Bread, brandy and bees vie to join Unesco’s culture club list
On the face of it, not much appears to link the French baguette, Georgia’s traditional equestrian games, Cuban light rum, Holy Week in Guatemala, Japan’s ritual furyu-odori dances and the Maghreb hot chilli-pepper paste known as harissa.
But along with Serbia’s šljivovica plum brandy, the oral tradition of camel-calling in Saudi Arabia, Oman and UAE and a central Asian lute called the Rubāb, all could soon be recognised as part of humanity’s intangible cultural heritage.
A 24-member intergovernmental committee of Unesco, the UN’s cultural agency, is meeting this week in Rabat, Morocco, to consider which of 56 proposed “human treasures” merit adding to the 530 its annual gatherings have already selected.
“The baguette certainly deserves to be,” Valentin Testard, a Paris baker, told France Info radio. “The recipe may be simple: water, flour, salt and yeast. But the baker’s touch makes the difference.” An estimated 320 baguettes are sold every second in France, making it an inseparable component of French culinary culture, he said.
Four of the suggested newcomers
– a style of Chilean ceramics, ancient Ahlat stonework from Turkey, the pottery of the Vietnamese Chăm people and a bell-shaped skirt from Albania known as the xhubleta – are deemed so threatened as to be in urgent need of international protection.
The remainder, while somewhat less endangered, are still considered by the governments that put them forward as worthy of recognition as part of the “knowledge and skills necessary for traditional craftsmanship and cultural practices to be transmitted from generation to generation”.

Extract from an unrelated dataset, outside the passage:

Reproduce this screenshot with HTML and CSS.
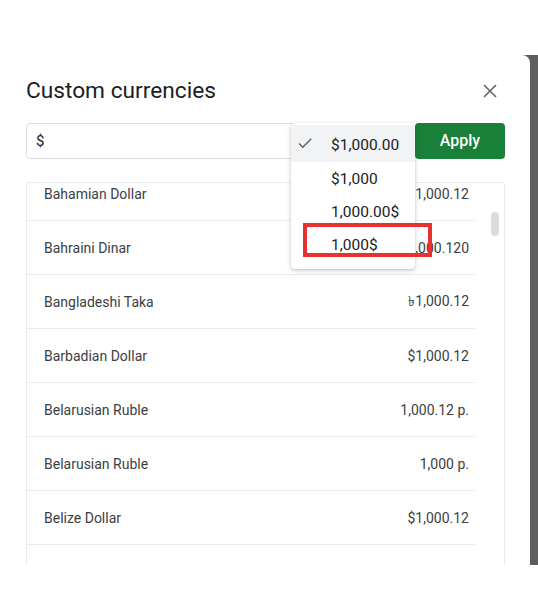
FILE: index.html
```html
<!DOCTYPE html>
<html>
<head>
<meta charset="utf-8">
<link rel="stylesheet" href="styles.css">
</head>
<body>
<div class="stage">
  <div class="dialog">
    <div class="head">
      <h1 class="title">Custom currencies</h1>
      <svg class="close" width="24" height="24" viewBox="0 0 24 24"><path d="M6 6L18 18M18 6L6 18" stroke="#5f6368" stroke-width="1.6" fill="none"/></svg>
    </div>
    <div class="bar">
      <div class="input">$</div>
      <button class="apply">Apply</button>
    </div>
    <div class="list">
      <div class="rows">
        <div class="rows-inner">
          <div class="row"><span>Bahamian Dollar</span><span>$1,000.12</span></div>
          <div class="row"><span>Bahraini Dinar</span><span>BD1,000.120</span></div>
          <div class="row"><span>Bangladeshi Taka</span><span>৳1,000.12</span></div>
          <div class="row"><span>Barbadian Dollar</span><span>$1,000.12</span></div>
          <div class="row"><span>Belarusian Ruble</span><span>1,000.12 р.</span></div>
          <div class="row"><span>Belarusian Ruble</span><span>1,000 р.</span></div>
          <div class="row"><span>Belize Dollar</span><span>$1,000.12</span></div>
          <div class="row"></div>
        </div>
      </div>
      <div class="track"><div class="thumb"></div></div>
    </div>
    <div class="menu">
      <div class="item sel"><svg class="check" width="18" height="18" viewBox="0 0 24 24"><path d="M9 16.17L4.83 12l-1.42 1.41L9 19 21 7l-1.41-1.41z" fill="#5f6368"/></svg><span>$1,000.00</span></div>
      <div class="item"><span>$1,000</span></div>
      <div class="item"><span>1,000.00$</span></div>
      <div class="item"><span>1,000$</span></div>
    </div>
    <div class="mark"></div>
  </div>
  <div class="backdrop"></div>
</div>
</body>
</html>
```
FILE: styles.css
```css
html, body {
  margin: 0;
  padding: 0;
  background: #ffffff;
  font-family: Roboto, "Noto Sans", "DejaVu Sans", sans-serif;
}
.stage {
  margin-top: 55px;
  height: 510px;
  display: flex;
  background: #5d5e60;
  overflow: hidden;
}
.backdrop {
  width: 8px;
}
.dialog {
  flex: 1;
  background: #fff;
  border-top-right-radius: 8px;
  position: relative;
  padding: 22px 25px 0 26px;
  display: flex;
  flex-direction: column;
}
.head {
  display: flex;
  justify-content: space-between;
  align-items: center;
  height: 28px;
}
.title {
  margin: 0;
  font-family: Roboto, sans-serif;
  font-weight: 400;
  font-size: 22.7px;
  line-height: 28px;
  color: #202124;
}
.close {
  margin-right: 3px;
}
.bar {
  margin-top: 18px;
  display: flex;
  gap: 10px;
  height: 36px;
}
.input {
  flex: 1;
  border: 1px solid #dadce0;
  border-radius: 4px;
  display: flex;
  align-items: center;
  padding-left: 9px;
  font-size: 15px;
  color: #202124;
}
.apply {
  width: 90px;
  border: none;
  border-radius: 4px;
  background: #188038;
  color: #fff;
  font-family: Roboto, sans-serif;
  font-weight: 500;
  font-size: 16px;
  padding: 0;
  padding-bottom: 2px;
}
.list {
  margin-top: 23px;
  flex: 1;
  border: 1px solid #e8eaed;
  border-bottom: none;
  border-radius: 4px 4px 0 0;
  display: flex;
  overflow: hidden;
}
.rows {
  width: 448px;
  overflow: hidden;
}
.rows-inner {
  margin-top: -16px;
}
.row {
  height: 53px;
  border-bottom: 1px solid #e8eaed;
  display: flex;
  justify-content: space-between;
  align-items: center;
  padding: 0 6px 0 17px;
  font-size: 14px;
  color: #3c4043;
}
.track {
  flex: 1;
  padding: 29px 0 0 16px;
}
.thumb {
  width: 8px;
  height: 24px;
  border-radius: 4px;
  background: #dadce0;
}
.menu {
  position: absolute;
  left: 291px;
  top: 68px;
  width: 124px;
  background: #fff;
  border-radius: 4px;
  box-shadow: 0 1px 3px rgba(60,64,67,0.25), 0 2px 6px rgba(60,64,67,0.12);
  padding: 2px 0 8px;
}
.item {
  height: 33px;
  display: flex;
  align-items: center;
  padding-left: 40px;
  font-size: 15.5px;
  color: #202124;
  position: relative;
}
.item.sel {
  background: #f1f3f4;
  height: 37px;
  padding-top: 2px;
  box-sizing: border-box;
}
.check {
  position: absolute;
  left: 5px;
  top: 9px;
}
.mark {
  position: absolute;
  left: 303px;
  top: 168px;
  width: 129px;
  height: 34px;
  box-sizing: border-box;
  border: 4px solid #e63330;
}
```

The world heritage sites scheme, also administered by Unesco, may be better known for judging places including Stonehenge, the Taj Mahal and the Egyptian pyramids to be of “outstanding
universal value to humanity”, but the music, handicrafts, food, drink, rituals, dances and customs on the intangible heritage list constitute “a living heritage which, transmitted from generation to generation, gives communities a feeling of identity and continuity considered essential for the respect of cultural diversity and human creativity”, says Unesco.
The 2003 convention has so far been signed by 180 countries – although not by the UK, which explains why uniquely British rituals such as morris dancing, tea-drinking and cheese rolling are yet to enjoy Unesco recognition.
The chai culture of Azerbaijan and Turkey and “traditional tea-processing techniques and associated social practices” in China, however, are very much under consideration this year, as is the “knowledge of the light rum masters” of Cuba.
Other contenders include a cold North Korean noodle dish called naengmyeon, the 15 August festivities of two highland communities in Greece, the al-Mansaf banquet in Jordan, the altiţă embroidered blouse of Romania, and – rather more prosaically – beekeeping in Slovenia, bell-ringing in Spain and “fairground culture” in Belgium.
Already on the list are Korean tightrope walking, French gastronomy and Mongolian camel coaxing, along with celebrated dishes including Neapolitan pizza, north African couscous, Maltese flattened sourdough and Croatian ginger biscuits.
Luxembourg’s hopping procession in Echternach, an eccentric 500-yearold traditional Pentecost procession to the tomb of St Willibrord in which
thousands hop from foot to foot along the entire route to the same traditional tune, is in there.
So, too, is the annual grass-scything competition of the Kupres municipality in Bosnia and Herzegovina, the traditional pomegranate festivities of Azerbaijan known as Nar Bayrami, Finland’s sauna culture, Jamaican reggae and the Mediterranean diet.
In previous years the committee has ratified almost all nominations and early signs were that it would do likewise this year, with the traditional Kun L’bokator martial arts of Cambodia, the Kolo chain dance of St Tryphon – as performed in Boka Kotorska, Croatia – and the bear festivities of the Pyrenees winning rapid approval.
The committee’s deliberations, which are livestreamed and – it should be said – considerably less entertaining than many of the gastronomic specialties, customs and instruments they are considering, continue until Saturday.